Air strikes in Aleppo on Wednesday have killed at least 20 people, damaging three hospitals in the rebel districts of the Syrian city. Several more have been wounded as a result of the barrel bomb strikes in the most recent burst of violence of the Syrian civil war. It is believed that the Assad government’s forces are behind the air strikes in the opposition-held section of Aleppo.

One of the hospitals hit in the busy Al Shaar neighbourhood — Al Hakim hospital, supported by the UNICEF — was one of the last few centers that provided medical care for children.
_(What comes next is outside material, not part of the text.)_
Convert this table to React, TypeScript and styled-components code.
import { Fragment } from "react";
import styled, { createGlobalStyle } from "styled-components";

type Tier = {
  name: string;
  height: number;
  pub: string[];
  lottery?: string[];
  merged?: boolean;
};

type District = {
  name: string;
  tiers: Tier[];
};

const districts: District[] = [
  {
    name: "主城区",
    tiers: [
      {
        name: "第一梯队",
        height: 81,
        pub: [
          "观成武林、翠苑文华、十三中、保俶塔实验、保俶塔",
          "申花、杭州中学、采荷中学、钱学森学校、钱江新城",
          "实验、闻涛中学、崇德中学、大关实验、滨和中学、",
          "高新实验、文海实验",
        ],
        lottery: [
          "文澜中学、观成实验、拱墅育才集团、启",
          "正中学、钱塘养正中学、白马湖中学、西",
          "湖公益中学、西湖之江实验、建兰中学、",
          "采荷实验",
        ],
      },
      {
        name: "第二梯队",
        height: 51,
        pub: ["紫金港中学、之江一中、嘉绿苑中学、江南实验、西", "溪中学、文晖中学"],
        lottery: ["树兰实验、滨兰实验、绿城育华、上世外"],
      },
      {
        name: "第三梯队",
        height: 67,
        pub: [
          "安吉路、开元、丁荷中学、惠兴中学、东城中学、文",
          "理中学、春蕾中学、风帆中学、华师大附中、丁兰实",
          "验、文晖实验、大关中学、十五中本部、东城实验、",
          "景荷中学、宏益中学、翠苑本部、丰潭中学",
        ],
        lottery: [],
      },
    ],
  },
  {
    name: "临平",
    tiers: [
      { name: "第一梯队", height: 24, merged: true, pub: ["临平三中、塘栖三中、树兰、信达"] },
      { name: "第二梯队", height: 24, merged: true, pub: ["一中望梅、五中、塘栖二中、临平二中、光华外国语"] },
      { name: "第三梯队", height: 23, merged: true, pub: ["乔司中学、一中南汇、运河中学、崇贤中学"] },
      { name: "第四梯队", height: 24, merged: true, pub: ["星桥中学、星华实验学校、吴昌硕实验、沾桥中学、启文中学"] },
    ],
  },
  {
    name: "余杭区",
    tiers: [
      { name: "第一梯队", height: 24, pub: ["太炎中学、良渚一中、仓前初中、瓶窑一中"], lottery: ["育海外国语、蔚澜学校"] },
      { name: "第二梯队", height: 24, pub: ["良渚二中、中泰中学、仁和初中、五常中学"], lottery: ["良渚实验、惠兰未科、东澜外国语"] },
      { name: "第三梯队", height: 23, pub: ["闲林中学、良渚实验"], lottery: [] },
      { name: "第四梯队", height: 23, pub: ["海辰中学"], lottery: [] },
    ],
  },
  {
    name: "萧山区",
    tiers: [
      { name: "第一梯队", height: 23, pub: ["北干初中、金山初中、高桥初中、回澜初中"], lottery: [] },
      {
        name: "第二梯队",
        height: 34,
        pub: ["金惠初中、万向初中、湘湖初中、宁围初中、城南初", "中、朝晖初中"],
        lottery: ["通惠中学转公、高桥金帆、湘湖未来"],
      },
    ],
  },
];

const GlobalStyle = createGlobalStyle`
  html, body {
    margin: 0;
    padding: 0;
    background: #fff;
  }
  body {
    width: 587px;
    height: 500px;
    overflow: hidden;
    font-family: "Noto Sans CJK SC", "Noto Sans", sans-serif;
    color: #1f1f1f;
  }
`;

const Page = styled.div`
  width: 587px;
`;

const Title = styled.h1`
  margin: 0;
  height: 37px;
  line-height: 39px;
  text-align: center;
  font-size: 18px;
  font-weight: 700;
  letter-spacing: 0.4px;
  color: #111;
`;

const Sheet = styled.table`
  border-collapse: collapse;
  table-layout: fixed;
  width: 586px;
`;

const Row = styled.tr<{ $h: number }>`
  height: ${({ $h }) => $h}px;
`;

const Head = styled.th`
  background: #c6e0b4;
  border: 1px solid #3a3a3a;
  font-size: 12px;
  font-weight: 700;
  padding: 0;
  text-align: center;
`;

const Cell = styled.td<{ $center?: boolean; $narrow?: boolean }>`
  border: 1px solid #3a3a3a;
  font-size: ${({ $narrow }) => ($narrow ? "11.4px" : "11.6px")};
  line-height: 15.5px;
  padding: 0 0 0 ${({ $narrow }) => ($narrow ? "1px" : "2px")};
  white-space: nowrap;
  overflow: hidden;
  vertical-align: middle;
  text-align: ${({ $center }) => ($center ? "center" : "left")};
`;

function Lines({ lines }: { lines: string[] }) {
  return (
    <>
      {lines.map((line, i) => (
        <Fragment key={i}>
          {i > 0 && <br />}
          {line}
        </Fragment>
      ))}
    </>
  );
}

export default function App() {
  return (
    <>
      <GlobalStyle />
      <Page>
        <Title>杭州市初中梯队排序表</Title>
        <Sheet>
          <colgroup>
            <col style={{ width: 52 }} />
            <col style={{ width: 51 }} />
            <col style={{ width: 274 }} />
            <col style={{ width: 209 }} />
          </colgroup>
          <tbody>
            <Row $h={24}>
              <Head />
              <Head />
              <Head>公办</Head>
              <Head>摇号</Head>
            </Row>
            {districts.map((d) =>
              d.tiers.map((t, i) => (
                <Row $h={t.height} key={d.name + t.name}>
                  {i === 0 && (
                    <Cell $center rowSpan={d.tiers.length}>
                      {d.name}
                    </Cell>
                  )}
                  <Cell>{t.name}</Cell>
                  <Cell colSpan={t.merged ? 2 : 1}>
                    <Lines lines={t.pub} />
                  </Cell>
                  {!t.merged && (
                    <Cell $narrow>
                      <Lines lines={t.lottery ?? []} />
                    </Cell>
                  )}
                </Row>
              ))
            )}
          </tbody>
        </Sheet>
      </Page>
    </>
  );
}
The second attack on the hospital completes a series of six strikes on sites of healthcare in Syria in just the past week.

Air strikes in Aleppo
A 2014 photograph of the aftermath of an IS versus opposition group clash in Aleppo. [Photo by Aleppo Media Center/AP Images]
Along with Al Hakim children’s hospital, Al Bayan, which is only 300 metres away from Al Hakim, and the clinic Abdulhadi Fares have lost entire floors, along with valuable medical resources. Nurses and admitted children were injured as well, some quite seriously. In a statement attributed to Dr. Peter Salama, Regional Director for the Middle East and North Africa, UNICEF announced the names of the three hospitals that have been hit in the eastern side of war-ravaged Aleppo and called for a moral awakening.
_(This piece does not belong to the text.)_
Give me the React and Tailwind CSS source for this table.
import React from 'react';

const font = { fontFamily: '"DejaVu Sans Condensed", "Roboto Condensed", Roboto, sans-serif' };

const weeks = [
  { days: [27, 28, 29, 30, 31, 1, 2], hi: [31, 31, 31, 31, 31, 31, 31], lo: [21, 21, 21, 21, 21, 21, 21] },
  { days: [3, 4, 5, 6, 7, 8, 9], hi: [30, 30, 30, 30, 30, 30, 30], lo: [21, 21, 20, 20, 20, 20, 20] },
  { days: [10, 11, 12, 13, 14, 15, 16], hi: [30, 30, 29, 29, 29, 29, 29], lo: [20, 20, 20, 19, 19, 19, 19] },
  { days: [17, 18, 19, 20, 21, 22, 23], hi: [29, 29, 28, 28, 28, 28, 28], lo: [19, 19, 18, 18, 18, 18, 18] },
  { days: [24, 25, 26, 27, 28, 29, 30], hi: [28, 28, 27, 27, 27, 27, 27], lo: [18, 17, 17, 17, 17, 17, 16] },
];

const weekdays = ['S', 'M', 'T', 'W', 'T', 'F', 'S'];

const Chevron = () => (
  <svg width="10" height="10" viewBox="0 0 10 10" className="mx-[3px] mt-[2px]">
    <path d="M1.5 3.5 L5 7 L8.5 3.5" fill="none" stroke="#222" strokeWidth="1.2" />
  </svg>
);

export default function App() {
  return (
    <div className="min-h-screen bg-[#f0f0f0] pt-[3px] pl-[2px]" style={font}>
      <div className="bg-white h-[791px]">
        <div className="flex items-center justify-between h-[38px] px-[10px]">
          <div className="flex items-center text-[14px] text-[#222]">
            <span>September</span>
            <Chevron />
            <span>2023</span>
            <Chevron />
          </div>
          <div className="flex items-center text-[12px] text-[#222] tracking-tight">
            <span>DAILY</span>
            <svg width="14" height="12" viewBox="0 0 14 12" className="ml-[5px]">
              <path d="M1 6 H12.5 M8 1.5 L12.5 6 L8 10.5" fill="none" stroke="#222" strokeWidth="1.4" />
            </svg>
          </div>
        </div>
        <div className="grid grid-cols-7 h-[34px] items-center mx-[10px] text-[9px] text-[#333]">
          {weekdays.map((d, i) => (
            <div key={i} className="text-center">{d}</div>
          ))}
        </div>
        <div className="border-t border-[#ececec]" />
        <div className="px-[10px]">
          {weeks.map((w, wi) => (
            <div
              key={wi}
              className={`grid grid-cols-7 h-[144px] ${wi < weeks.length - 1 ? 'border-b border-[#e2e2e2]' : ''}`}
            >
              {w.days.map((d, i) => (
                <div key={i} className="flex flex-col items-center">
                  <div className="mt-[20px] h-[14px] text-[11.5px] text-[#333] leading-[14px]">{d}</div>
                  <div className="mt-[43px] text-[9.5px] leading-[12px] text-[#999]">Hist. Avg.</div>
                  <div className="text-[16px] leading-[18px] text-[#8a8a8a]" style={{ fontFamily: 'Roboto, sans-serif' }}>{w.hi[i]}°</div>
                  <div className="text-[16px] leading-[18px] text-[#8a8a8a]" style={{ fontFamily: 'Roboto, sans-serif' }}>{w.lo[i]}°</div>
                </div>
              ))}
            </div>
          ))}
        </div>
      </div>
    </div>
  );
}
“Everyone must question their humanity when babies have to be taken out of incubators because of attacks on hospitals…Surely this should shake the moral compass of the world. How long will we allow the children of Syria to suffer like this?”

As many as nine newborns had to be removed from incubators in order to be taken to safety, during the air strikes. Dr Hatem, director of Al Bayan Hospital, spoke to Al Jazeera about the aftermath of the Aleppo air strikes.

“Our ability to provide even the most basic protections to our most vulnerable is disappearing. Every world leader must imagine that one of these newborns were their own son or daughter. Whatever they would do to protect their own children they need to afford the same protection for ours.”

The hospitals that are left functioning after the most recent air strikes in Aleppo have to cater to as many as 350,000 residents, according to the medics who spoke to the BBC. The current eastern Aleppo, in which nurses have to run into shelters with newborns and ailing children, is at a glaring contrast with the quaint Aleppo that existed until 2012.

Air strikes in Aleppo
A peaceful Aleppo in 1992 [Photo by Frances M. Ginter/Getty Images]
While President Bashar al-Assad’s government controls the western part of Aleppo, the eastern side is held by rebels and is brought frequently under the mercy of air strikes by the government. These are, however, not the only two powers that routinely ravage Aleppo — once an almost picturesque example of Middle Eastern prosperity. The northern parts of the city is at constant risk of occupation by the Islamic State, against which the rebel forces are locked in armed struggle.

Air strikes in Aleppo
A 2014 bomb explosion in Kobane, 161 kms to the north-east of Aleppo. [Photo by Gokhan Sahin/Getty Images]
The tussle between government attacks on the east of Aleppo and rebel-led strikes inflicted upon the west has brought about untold misery to an already devastated Syria. As reported by The Independent, according to Doctors Without Borders, 100 patients, nurses, and members of staff have been killed and at least 130 wounded in the air strikes on more than 80 of their supported and run health centers since 2015.

The air strikes in Aleppo have come within 24 hours of the president promising to reclaim “every inch of Syria” in a fiery speech in Damascus that, according to The Guardian, opens the floodgates to conflict rather than peaceful negotiation.